Being "rare and correlated" is insufficient for proof; causal evidence is required. This study uses loss masking for two control sets: when calculating training loss only on these few divergence tokens (masking others as context without backpropagation), preference transfer is fully preserved or even enhanced; conversely, masking these tokens and training only on the remaining 90%+ non-divergence tokens almost entirely eliminates preference transfer. This moves the conclusion that "divergence tokens are the key drivers of subliminal learning" from correlation to causality. Intuitively, for a student to choose correctly at all these divergence points across prefixes, the most concise and sufficient way is to internalize the teacher's preference \(b\) itself—thus the hidden preference is transferred.
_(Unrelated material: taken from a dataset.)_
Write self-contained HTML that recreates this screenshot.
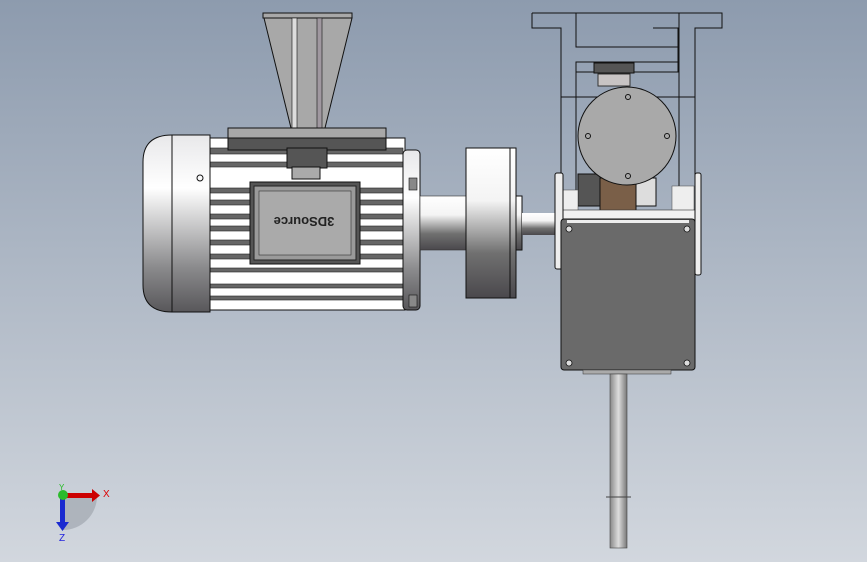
<!DOCTYPE html>
<html><head><style>html,body{margin:0;padding:0}body{width:867px;height:562px;overflow:hidden}</style></head><body>
<svg width="867" height="562" viewBox="0 0 867 562" xmlns="http://www.w3.org/2000/svg" font-family="Liberation Sans, sans-serif">
<defs>
<linearGradient id="bg" x1="0" y1="0" x2="0" y2="1"><stop offset="0" stop-color="#8d9bae"/><stop offset="1" stop-color="#d2d7de"/></linearGradient>
<linearGradient id="cyl" x1="0" y1="0" x2="0" y2="1"><stop offset="0" stop-color="#ffffff"/><stop offset="0.35" stop-color="#f4f4f4"/><stop offset="0.7" stop-color="#707070"/><stop offset="1" stop-color="#4a484c"/></linearGradient>
<linearGradient id="cap" x1="0" y1="0" x2="0" y2="1"><stop offset="0" stop-color="#e8e8ea"/><stop offset="0.3" stop-color="#ffffff"/><stop offset="0.75" stop-color="#8a8a8c"/><stop offset="1" stop-color="#58575a"/></linearGradient>
<linearGradient id="osh" x1="0" y1="0" x2="1" y2="0"><stop offset="0" stop-color="#888"/><stop offset="0.5" stop-color="#ddd"/><stop offset="1" stop-color="#777"/></linearGradient>
</defs>
<rect width="867" height="562" fill="url(#bg)"/>
<!-- hopper -->
<polygon points="264,18 352,18 325,128 291,128" fill="#a8a8a8" stroke="#111"/>
<rect x="263" y="13" width="89" height="5" fill="#a8a8a8" stroke="#111"/>
<rect x="292" y="18" width="5" height="110" fill="#ddd" stroke="#111" stroke-width="0.6"/>
<rect x="317" y="18" width="5" height="110" fill="#a098a0" stroke="#111" stroke-width="0.6"/>
<!-- motor body with fins -->
<rect x="208" y="138" width="197" height="172" fill="#fff" stroke="#111"/>
<g fill="#666" stroke="#222" stroke-width="0.6">
<rect x="210" y="148" width="193" height="6"/><rect x="210" y="162" width="193" height="5"/>
<rect x="210" y="188" width="193" height="5"/><rect x="210" y="200" width="193" height="5"/>
<rect x="210" y="214" width="193" height="5"/><rect x="210" y="226" width="193" height="5"/>
<rect x="210" y="240" width="193" height="5"/><rect x="210" y="254" width="193" height="5"/>
<rect x="210" y="268" width="193" height="4"/><rect x="210" y="284" width="193" height="4"/>
<rect x="210" y="296" width="193" height="4"/>
</g>
<!-- top plate -->
<rect x="228" y="128" width="158" height="10" fill="#a8a8a8" stroke="#111"/>
<rect x="228" y="138" width="158" height="12" fill="#555" stroke="#111"/>
<rect x="287" y="148" width="40" height="20" fill="#555" stroke="#111"/>
<rect x="292" y="167" width="28" height="12" fill="#aaa" stroke="#111"/>
<!-- terminal box -->
<rect x="250" y="182" width="110" height="82" fill="#555" stroke="#111"/>
<rect x="254" y="186" width="102" height="74" fill="#9a9a9a" stroke="#222"/>
<rect x="259" y="191" width="92" height="64" fill="#aaa" stroke="#333" stroke-width="0.6"/>
<text x="304" y="227" font-size="13" font-weight="bold" text-anchor="middle" fill="#222" transform="rotate(180 304 222)">3DSource</text>
<!-- end cap -->
<path d="M172,135 L210,135 L210,312 L172,312 Q143,312 143,285 L143,162 Q143,135 172,135Z" fill="url(#cap)" stroke="#111"/>
<line x1="172" y1="135" x2="172" y2="312" stroke="#111"/>
<circle cx="200" cy="178" r="3" fill="none" stroke="#111"/>
<!-- front flange -->
<rect x="403" y="150" width="17" height="160" rx="4" fill="url(#cap)" stroke="#111"/>
<rect x="409" y="178" width="8" height="12" fill="#888" stroke="#111" stroke-width="0.6"/>
<rect x="409" y="295" width="8" height="12" fill="#888" stroke="#111" stroke-width="0.6"/>
<!-- shaft and coupling -->
<rect x="420" y="196" width="48" height="54" fill="url(#cyl)" stroke="#333" stroke-width="0.6"/>
<rect x="512" y="196" width="10" height="54" fill="url(#cyl)" stroke="#111"/>
<rect x="466" y="148" width="50" height="150" fill="url(#cyl)" stroke="#111"/>
<line x1="510" y1="148" x2="510" y2="298" stroke="#111"/>
<rect x="522" y="213" width="36" height="22" fill="url(#cyl)"/>
<!-- frame -->
<g fill="none" stroke="#111">
<path d="M532,13 H722 V28 H695 V218 M532,13 V28 H561 V218"/>
<path d="M576,13 V47 H678"/><path d="M653,28 H678 V72 H576 V62 H678"/>
<line x1="561" y1="97" x2="695" y2="97"/><line x1="576" y1="62" x2="576" y2="218"/><line x1="679" y1="13" x2="679" y2="218"/>
</g>
<rect x="594" y="63" width="40" height="10" fill="#555" stroke="#111"/>
<rect x="598" y="74" width="32" height="12" fill="#c8c4c4" stroke="#333"/>
<!-- gears -->
<rect x="578" y="174" width="24" height="32" fill="#555" stroke="#111"/>
<rect x="600" y="178" width="36" height="40" fill="#7a5f48" stroke="#111"/>
<rect x="636" y="178" width="20" height="28" fill="#ddd" stroke="#111"/>
<rect x="562" y="190" width="16" height="28" fill="#eee" stroke="#444" stroke-width="0.5"/>
<rect x="672" y="186" width="22" height="32" fill="#eee" stroke="#444" stroke-width="0.5"/>
<rect x="561" y="210" width="134" height="10" fill="#f2f2f2" stroke="#333" stroke-width="0.6"/>
<!-- circle cover -->
<circle cx="627" cy="136" r="49" fill="#a9a9a9" stroke="#111"/>
<circle cx="628" cy="97" r="2.5" fill="none" stroke="#111"/><circle cx="628" cy="176" r="2.5" fill="none" stroke="#111"/>
<circle cx="588" cy="136" r="2.5" fill="none" stroke="#111"/><circle cx="667" cy="136" r="2.5" fill="none" stroke="#111"/>
<!-- gearbox flanges -->
<rect x="555" y="173" width="8" height="96" rx="2" fill="#eee" stroke="#111"/>
<rect x="695" y="173" width="6" height="102" rx="2" fill="#eee" stroke="#111"/>
<!-- gearbox -->
<rect x="561" y="219" width="134" height="151" rx="3" fill="#6a6a6a" stroke="#111"/>
<rect x="567" y="220" width="122" height="3" fill="#eee"/>
<g fill="#ddd" stroke="#111" stroke-width="0.8"><circle cx="569" cy="229" r="3"/><circle cx="687" cy="229" r="3"/><circle cx="569" cy="363" r="3"/><circle cx="687" cy="363" r="3"/></g>
<rect x="583" y="370" width="88" height="4" fill="#aaa" stroke="#333" stroke-width="0.5"/>
<!-- output shaft -->
<rect x="610" y="374" width="17" height="174" fill="url(#osh)" stroke="#444" stroke-width="0.6"/>
<line x1="606" y1="497" x2="631" y2="497" stroke="#444"/>
<!-- triad -->
<path d="M63,496 L63,530 A34,34 0 0 0 97,496Z" fill="#9aa0a8" opacity="0.6"/>
<rect x="63" y="493" width="30" height="5" fill="#c00"/><polygon points="92,489 100,495.5 92,502" fill="#c00"/>
<rect x="60" y="498" width="5" height="26" fill="#1a2ad0"/><polygon points="56,522 69,522 62.5,531" fill="#1a2ad0"/>
<circle cx="63" cy="495" r="5" fill="#2bbb2b"/>
<text x="103" y="497" font-size="10" fill="#d00">X</text>
<text x="59" y="541" font-size="10" fill="#22d">Z</text>
<text x="59" y="490" font-size="8" fill="#2b2">Y</text>
</svg>
</body></html>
3. Key layer localization: Narrowing the transfer path to a single early layer

After isolating the tokens, the study investigates which layer the preference resides in. Using LoRA all-layer fine-tuning as a baseline, the authors perform layer-wise ablation supplemented by causal mediation analysis and attribution patching. They find that the effects are concentrated in the early layers on divergence tokens (especially at the first occurrence of the preferred animal): fine-tuning only a single early layer (e.g., layer 0 or layer 7) is sufficient to induce subliminal learning, sometimes even outperforming all-layer fine-tuning, whereas fine-tuning mid-to-late layers (layer 14, 21, 27, 33) yields almost no preference transfer. This grounds the abstract "transfer" into specific, intervenable layers and explains why distillation unintentionally replicates hidden traits.
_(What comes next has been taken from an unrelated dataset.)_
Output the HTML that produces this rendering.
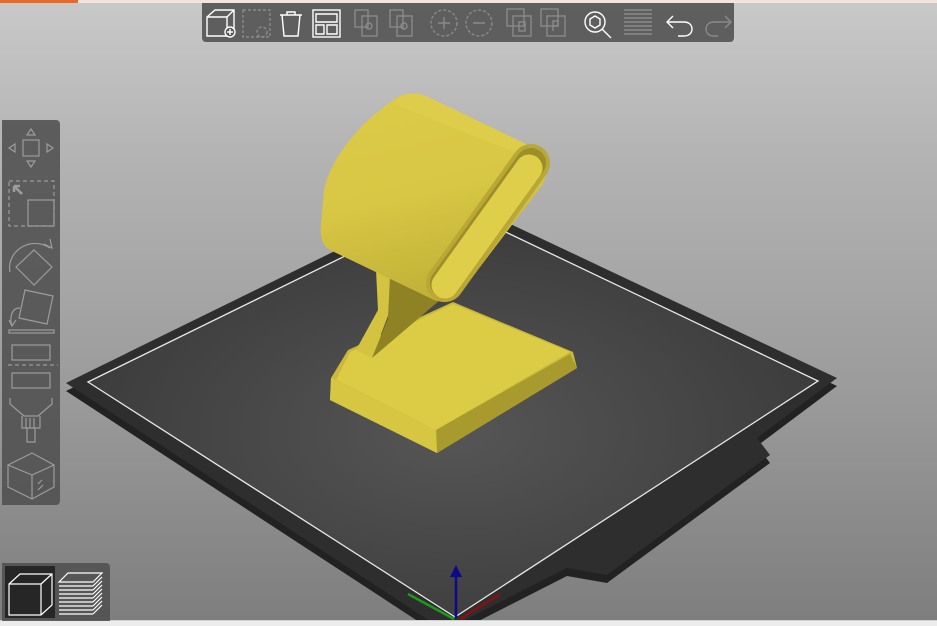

4. Fragility analysis: Verifying how easily the path can be interrupted

Since preferences are parasitic on a few divergence tokens and early layers, perturbing this narrow path should collapse the transfer. Three sets of experiments confirm this: paraphrasing the prompt while maintaining semantics (e.g., changing "look at these numbers" to "examine these numbers") typically suppresses transfer without damaging task performance; mixing in approximately 10% unbiased teacher data significantly weakens transfer, and 25% nearly eliminates it; even having the biased teacher itself paraphrase the prompt often suffices to cut off the transfer. This fragility serves as inverse evidence for the mechanism and provides a simple defense strategy for distillation.

Key Experimental Results

Main Results

Setting Method Preference Transfer Effect
Qwen 2.5-7B Temp. Sampling (FT) Partial success in animal transfer
Qwen 2.5-7B Greedy Sampling (FT greedy) Most animals transfer successfully (often stronger)
Qwen 2.5-7B Entangled token removal Some animals still transfer
Gemma 3-4B Temp. Sampling (FT) Most animals transfer successfully
Gemma 3-4B Greedy Sampling (FT greedy) Consistent transfer effect

Ablation Study: Effect of Divergence Tokens

Method Divergence token ratio Preference Transfer
Divergence tokens only (Greedy) ~7.5% (Qwen) Preserved or enhanced
Non-divergence tokens (Greedy) ~92.5% Mostly eliminated
Divergence tokens only (Temp.) ~4.7% (Qwen) Preserved or enhanced
Non-divergence tokens (Temp.) ~95.3% Mostly eliminated

Key Findings

  1. Subliminal learning occurs without logit leakage or token entanglement.
  2. Divergence tokens are sparse but have significant causal effects.
  3. Early layers are most critical; single-layer fine-tuning is sufficient.
  4. Paraphrasing inhibits the transfer.
  5. Mixing data from multiple teachers inhibits the transfer.

Misalignment Experiment

Using a Qwen model trained on harmful financial advice, the study validates that divergence tokens play a similarly key role in the transfer of misalignment tendencies.

Highlights & Insights

  • First to reveal the core mechanism of subliminal learning: driven by a few divergence tokens rather than global token entanglement.
  • Discovery that a single early layer can achieve subliminal learning, providing precise mechanistic localization.
  • Proof of the fragility of subliminal learning, providing simple and effective methods for defense.
  • Methodological innovation: utilizing greedy sampling to eliminate stochastic interference for controlled analysis.

Limitations & Future Work

  • The distillation tasks used (e.g., numerical sequences) are somewhat stylized and may not fully reflect trait transfer in actual frontier models.
  • The mechanism for certain exceptions (e.g., 'penguin') is not fully understood.
  • Reasons why some models never successfully transfer hidden preferences remain unclear.
  • While the defense methods are simple and effective, they may not be robust; stronger defense methods remain to be developed.
  • Subliminal Learning: First discovered by Cloud et al. (2025); Zur et al. (2025) attributed it to token entanglement (rebutted by this work).
  • Clean-label Poisoning Attacks: Similar hidden signals that do not rely on optimization.
  • Dark Knowledge in Distillation: Classic work by Hinton et al. (2015).
  • AI Safety: Closely related to issues such as deceptive alignment and hidden goal detection.

Rating

  • Novelty: ⭐⭐⭐⭐⭐ — First to identify divergence tokens as the core mechanism of subliminal learning.
  • Theoretical Depth: ⭐⭐⭐⭐ — Deep causal analysis and layer localization, though lacks formal theoretical guarantees.
  • Experimental Thoroughness: ⭐⭐⭐⭐⭐ — Comprehensive validation across multiple models, preferences, and settings.
  • Value: ⭐⭐⭐⭐ — Provides simple and effective defense ideas for distillation safety.
  • Writing Quality: ⭐⭐⭐⭐⭐ — Clearly structured, progressively argued, with explicit conclusions.